## Exercise
Copy each line in the data that includes the word "styles".

## Given entries
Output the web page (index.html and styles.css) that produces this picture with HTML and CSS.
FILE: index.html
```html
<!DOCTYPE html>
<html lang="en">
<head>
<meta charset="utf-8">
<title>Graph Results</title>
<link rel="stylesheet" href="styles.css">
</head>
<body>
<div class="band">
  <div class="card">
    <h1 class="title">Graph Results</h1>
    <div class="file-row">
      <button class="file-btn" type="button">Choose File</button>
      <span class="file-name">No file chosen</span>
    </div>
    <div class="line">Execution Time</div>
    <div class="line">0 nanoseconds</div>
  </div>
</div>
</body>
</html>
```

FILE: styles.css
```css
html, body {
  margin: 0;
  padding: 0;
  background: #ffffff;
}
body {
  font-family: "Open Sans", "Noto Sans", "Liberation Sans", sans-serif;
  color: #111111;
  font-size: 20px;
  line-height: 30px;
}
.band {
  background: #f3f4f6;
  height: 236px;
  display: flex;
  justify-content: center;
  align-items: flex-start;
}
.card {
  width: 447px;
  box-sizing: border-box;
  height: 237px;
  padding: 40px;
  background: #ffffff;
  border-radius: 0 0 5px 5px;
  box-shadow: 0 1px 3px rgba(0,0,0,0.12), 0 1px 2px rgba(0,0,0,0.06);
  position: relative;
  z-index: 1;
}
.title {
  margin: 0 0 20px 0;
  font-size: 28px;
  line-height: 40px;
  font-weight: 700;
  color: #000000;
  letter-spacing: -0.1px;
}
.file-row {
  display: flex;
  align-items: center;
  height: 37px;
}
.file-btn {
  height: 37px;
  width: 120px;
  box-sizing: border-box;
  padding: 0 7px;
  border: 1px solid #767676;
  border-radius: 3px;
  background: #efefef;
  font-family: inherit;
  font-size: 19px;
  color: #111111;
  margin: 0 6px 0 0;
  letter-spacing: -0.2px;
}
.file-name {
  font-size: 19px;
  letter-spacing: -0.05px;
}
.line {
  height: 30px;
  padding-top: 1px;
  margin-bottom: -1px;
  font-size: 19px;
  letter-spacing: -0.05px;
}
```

...

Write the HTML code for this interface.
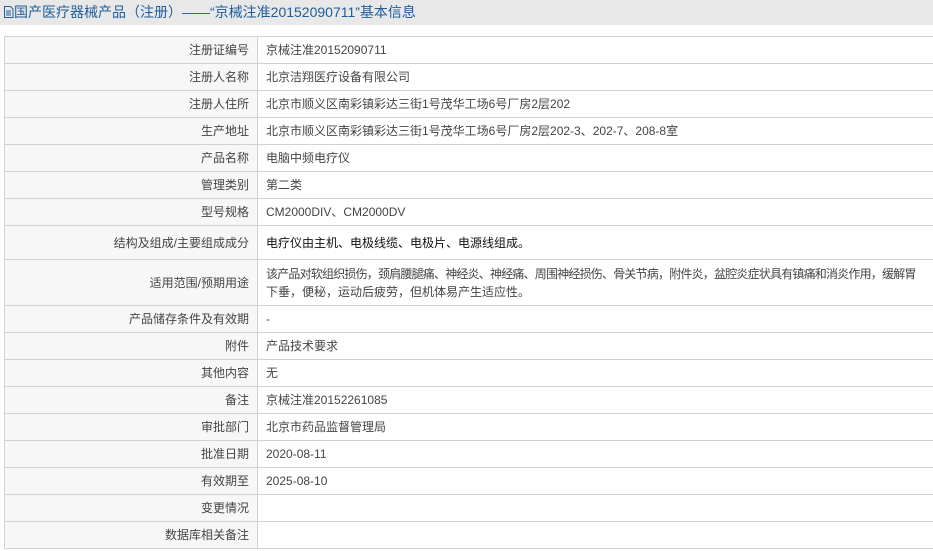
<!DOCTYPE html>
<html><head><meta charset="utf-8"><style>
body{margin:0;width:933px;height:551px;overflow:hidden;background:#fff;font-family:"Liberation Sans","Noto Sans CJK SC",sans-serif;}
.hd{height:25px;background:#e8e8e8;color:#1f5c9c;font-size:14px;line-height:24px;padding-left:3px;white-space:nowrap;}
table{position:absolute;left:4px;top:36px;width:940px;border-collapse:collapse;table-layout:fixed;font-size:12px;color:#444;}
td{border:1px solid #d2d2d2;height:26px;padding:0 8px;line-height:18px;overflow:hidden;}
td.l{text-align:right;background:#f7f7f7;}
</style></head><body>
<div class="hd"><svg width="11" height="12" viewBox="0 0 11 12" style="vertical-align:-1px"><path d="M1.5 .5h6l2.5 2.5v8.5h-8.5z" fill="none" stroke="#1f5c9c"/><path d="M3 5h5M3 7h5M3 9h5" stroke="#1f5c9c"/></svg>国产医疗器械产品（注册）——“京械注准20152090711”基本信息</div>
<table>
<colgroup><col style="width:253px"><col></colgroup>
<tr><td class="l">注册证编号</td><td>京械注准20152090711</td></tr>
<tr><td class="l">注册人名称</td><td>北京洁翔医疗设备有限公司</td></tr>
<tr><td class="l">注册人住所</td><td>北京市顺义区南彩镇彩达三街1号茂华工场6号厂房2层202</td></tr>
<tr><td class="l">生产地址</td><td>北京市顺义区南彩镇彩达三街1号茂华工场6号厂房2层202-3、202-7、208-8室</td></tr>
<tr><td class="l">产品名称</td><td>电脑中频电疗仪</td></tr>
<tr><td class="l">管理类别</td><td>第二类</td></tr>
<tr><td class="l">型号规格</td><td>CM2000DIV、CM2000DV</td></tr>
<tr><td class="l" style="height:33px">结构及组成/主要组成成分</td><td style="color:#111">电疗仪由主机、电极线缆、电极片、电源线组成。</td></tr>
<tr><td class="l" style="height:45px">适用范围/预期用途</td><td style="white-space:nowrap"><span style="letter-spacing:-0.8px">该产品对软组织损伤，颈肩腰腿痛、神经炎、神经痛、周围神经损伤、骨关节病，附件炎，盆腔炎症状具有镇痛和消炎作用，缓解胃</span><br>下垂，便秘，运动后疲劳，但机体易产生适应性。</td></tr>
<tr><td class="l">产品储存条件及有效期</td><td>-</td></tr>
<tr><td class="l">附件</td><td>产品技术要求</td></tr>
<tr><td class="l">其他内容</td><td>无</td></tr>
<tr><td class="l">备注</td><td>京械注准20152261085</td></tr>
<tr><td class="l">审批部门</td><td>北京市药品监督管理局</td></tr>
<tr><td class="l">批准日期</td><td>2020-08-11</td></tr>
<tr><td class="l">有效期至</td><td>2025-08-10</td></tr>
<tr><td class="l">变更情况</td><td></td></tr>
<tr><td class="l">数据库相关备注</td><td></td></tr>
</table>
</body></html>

## Response for this exercise
Output the web page (index.html and styles.css) that produces this picture with HTML and CSS.
<link rel="stylesheet" href="styles.css">
FILE: styles.css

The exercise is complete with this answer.